Monday, August 8, 2016

Using A Hemstitch Needle

I learned about the Hemstitch/Wing Needle when I was taking a sewing class for my new sewing machine. I was blown away by such a simple thing as a needle being able to open the door for adding more to my sewing repertoire. This special needle looks slightly different than regular needles, the tip is flared to help create a small gap in the fabric. How distinct/defined this gap is depends on how many times the needle goes in and out of the hole.  Today I wanted to show how using this needle can really add something unique to the garment being sewn.


My son has outgrown his first set of Sailboat Tops and is in need of more. The fabric I used for this one is from JoAnn and is one of Cloud 9’s quilting cotton. In general I don’t like sewing with quilting cotton, but Cloud 9’s for some reason is different. Once washed it becomes softer and almost acts like a linen. It still wrinkles, and I need to iron after every wash.

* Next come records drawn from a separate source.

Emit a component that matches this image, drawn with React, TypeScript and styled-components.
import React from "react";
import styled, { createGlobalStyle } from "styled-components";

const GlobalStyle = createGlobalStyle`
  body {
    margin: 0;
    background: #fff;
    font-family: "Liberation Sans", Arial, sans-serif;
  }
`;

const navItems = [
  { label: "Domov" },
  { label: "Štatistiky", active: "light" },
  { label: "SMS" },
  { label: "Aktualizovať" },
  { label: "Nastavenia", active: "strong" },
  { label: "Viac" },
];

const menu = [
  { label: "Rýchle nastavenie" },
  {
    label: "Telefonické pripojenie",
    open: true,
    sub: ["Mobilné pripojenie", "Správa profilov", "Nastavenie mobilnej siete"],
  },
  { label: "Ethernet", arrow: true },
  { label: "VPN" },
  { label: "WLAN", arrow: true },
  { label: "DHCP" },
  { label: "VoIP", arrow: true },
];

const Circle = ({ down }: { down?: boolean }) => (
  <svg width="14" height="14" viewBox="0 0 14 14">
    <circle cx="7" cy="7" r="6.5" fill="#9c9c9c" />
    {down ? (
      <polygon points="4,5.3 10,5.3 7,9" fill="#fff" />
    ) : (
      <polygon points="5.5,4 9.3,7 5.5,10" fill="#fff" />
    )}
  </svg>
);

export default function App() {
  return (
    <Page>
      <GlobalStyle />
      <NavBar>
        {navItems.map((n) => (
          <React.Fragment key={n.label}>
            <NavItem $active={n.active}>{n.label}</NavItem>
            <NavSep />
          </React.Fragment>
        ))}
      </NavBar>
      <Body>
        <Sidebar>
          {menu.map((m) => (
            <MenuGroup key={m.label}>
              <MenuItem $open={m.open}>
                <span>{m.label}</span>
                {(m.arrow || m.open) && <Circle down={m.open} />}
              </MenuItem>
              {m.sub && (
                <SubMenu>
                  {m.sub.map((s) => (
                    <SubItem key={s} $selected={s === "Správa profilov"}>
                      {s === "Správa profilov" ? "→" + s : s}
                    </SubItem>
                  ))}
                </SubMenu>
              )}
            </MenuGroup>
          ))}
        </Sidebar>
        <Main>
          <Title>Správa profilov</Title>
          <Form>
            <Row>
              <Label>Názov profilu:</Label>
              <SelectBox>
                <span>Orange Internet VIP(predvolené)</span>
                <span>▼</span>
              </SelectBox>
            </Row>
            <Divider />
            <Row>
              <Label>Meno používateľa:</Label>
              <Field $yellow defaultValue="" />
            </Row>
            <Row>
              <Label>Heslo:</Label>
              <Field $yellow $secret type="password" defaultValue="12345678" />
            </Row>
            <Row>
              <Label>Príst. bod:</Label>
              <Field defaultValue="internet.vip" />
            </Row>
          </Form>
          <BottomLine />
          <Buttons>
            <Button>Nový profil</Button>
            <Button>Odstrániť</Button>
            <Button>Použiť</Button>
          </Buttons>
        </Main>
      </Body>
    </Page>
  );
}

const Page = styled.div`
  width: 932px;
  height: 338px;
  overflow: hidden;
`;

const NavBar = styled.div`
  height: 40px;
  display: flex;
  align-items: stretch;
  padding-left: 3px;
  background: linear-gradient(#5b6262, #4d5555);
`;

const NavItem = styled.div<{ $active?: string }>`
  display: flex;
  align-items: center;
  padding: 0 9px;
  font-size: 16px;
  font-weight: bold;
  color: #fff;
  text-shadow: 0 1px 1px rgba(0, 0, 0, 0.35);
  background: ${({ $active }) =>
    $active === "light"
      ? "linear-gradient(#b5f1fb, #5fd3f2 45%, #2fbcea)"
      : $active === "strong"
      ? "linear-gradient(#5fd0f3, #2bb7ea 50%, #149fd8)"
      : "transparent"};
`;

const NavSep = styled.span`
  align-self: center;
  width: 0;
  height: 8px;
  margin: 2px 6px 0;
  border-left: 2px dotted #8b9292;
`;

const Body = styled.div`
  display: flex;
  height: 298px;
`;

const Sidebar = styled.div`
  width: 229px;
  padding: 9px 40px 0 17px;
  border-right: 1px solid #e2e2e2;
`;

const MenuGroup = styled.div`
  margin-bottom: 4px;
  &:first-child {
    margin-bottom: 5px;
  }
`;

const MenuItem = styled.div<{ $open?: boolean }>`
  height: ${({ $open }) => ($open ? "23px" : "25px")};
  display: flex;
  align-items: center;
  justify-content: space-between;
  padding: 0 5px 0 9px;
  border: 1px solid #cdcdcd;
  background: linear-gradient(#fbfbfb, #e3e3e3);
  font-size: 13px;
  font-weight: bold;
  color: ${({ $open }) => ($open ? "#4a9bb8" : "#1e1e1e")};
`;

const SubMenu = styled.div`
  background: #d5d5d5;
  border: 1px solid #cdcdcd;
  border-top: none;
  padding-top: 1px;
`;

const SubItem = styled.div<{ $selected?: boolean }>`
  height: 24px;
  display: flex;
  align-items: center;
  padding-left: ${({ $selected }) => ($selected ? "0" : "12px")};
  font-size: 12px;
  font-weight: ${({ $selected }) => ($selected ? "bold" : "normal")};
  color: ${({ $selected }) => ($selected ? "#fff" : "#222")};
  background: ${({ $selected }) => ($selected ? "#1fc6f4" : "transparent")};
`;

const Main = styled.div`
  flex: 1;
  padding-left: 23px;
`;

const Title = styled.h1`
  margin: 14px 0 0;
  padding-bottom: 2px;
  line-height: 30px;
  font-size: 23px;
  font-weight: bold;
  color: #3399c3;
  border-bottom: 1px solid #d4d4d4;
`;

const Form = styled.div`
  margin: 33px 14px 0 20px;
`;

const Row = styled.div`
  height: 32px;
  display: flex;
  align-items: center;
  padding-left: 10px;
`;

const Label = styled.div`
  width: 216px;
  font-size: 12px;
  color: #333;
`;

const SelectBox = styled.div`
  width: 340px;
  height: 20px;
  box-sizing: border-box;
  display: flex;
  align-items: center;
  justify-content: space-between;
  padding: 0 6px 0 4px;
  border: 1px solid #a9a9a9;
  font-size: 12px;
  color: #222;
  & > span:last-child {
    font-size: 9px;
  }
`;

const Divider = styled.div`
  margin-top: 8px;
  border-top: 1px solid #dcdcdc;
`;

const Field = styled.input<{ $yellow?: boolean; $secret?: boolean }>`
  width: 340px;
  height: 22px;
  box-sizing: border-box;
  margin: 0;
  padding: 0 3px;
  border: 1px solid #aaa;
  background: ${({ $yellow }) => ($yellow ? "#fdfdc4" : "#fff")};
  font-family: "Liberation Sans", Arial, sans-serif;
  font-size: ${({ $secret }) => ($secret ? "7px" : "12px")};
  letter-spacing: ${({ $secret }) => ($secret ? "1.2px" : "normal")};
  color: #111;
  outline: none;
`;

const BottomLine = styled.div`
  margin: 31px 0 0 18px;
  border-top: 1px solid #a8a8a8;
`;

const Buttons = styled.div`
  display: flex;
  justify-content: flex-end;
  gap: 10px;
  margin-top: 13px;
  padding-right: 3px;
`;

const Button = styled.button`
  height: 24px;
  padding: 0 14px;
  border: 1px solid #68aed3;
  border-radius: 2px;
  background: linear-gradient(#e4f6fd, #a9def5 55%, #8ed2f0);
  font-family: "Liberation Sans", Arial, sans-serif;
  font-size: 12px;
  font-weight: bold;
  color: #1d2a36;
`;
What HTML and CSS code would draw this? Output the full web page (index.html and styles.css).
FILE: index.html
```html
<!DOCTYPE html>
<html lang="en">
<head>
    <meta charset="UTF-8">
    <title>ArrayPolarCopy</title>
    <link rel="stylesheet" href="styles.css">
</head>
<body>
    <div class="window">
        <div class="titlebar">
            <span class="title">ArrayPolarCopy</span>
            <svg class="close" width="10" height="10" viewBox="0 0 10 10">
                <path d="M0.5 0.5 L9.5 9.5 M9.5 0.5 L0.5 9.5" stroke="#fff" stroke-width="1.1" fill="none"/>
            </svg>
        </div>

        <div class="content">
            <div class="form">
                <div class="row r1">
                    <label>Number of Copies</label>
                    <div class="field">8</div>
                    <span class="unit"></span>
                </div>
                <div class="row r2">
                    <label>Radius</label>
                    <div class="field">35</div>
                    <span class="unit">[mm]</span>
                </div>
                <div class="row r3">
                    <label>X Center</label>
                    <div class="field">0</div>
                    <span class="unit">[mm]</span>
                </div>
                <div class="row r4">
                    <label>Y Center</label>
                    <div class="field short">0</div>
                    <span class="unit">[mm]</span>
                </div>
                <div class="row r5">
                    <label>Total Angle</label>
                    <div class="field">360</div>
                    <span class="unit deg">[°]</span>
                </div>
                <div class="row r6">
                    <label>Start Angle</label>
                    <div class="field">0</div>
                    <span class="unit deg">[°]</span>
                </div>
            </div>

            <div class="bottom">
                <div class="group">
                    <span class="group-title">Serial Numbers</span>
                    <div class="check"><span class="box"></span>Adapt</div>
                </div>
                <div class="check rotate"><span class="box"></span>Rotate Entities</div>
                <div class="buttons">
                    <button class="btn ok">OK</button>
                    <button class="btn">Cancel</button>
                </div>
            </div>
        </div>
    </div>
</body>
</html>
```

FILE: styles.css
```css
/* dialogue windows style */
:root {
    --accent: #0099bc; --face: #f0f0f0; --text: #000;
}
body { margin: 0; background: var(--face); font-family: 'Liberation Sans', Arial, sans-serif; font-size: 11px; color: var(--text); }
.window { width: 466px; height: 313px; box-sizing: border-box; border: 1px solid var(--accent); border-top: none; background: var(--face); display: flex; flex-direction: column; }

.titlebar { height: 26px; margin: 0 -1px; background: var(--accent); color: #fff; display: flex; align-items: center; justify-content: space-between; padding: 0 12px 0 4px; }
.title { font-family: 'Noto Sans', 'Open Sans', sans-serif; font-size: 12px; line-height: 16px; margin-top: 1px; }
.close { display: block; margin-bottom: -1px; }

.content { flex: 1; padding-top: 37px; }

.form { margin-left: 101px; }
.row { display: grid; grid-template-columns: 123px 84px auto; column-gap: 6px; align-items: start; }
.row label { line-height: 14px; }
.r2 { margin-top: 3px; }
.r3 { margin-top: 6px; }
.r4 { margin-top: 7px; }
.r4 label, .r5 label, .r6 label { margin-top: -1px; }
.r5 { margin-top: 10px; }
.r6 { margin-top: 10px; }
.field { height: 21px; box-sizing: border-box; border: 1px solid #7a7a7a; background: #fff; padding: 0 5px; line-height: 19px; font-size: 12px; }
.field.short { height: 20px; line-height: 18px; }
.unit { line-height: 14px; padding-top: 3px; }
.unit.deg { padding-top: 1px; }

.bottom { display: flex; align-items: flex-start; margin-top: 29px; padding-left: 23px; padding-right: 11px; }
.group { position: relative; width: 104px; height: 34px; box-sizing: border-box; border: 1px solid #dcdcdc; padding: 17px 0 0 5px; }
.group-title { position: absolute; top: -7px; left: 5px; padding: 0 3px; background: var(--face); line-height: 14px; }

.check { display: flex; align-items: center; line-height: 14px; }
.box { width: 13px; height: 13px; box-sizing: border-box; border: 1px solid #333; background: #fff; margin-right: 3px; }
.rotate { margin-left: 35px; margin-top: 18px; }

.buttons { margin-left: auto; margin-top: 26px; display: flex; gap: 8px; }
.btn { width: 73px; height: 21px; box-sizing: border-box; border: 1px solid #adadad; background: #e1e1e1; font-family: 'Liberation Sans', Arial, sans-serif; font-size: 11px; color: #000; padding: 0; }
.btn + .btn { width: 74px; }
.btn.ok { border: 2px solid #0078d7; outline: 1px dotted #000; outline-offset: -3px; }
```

With the Sailboat pattern there are facings for the neckline and hem. The facings raw edges are sewn to the garment, which is where the curved lines at the top and bottom come from. The pattern suggests to sew on the wrong side so that the raw edge of the facings can be used as a guide, this results in the bobbin thread showing on the right side. I have a wonderful machine but my bobbin stitches can not compare to my needle stitches. However, it would be extremely difficult to sew on the right side without some kind of guide.

To get started first I serge my raw edges of the facings (this is stated in the instructions), I sew the facings on as instructed, and understitch the seam allowance to the facing (I don’t think this part is mentioned but it helps in keeps the facing to the wrong side and in turning the fabric). Once everything is pressed in place I use a contrasting silk thread and baste the facing to the shirt, following the stitch line of serger. I like to use silk thread because it is easier than polyester and cotton to remove if it is accidentally sewn over. The basting stitches creates the guide needed to stitch on the right side of the fabric and ensure all layers are stitched together. Next, cut several strips of tear-away stabilizer (this is key to getting a really nice stitch), this will be placed along the stitch line on the wrong side of the fabric while sewing.

Now we are ready to sew the facing onto the shirt from the right side. Attach the hemstitch needle, chose a decorative stitch, you don’t need a fancy machine, just give the stitches on your machine a try and see what happens! The more the needle goes into the same spot the bigger the hole in that spot will be. Than start sewing, following the basted line created earlier. On the sleeves for this shirt I used the same hemstitch to create a decorate hem. Doing this will take a little bit more time but the results are amazing!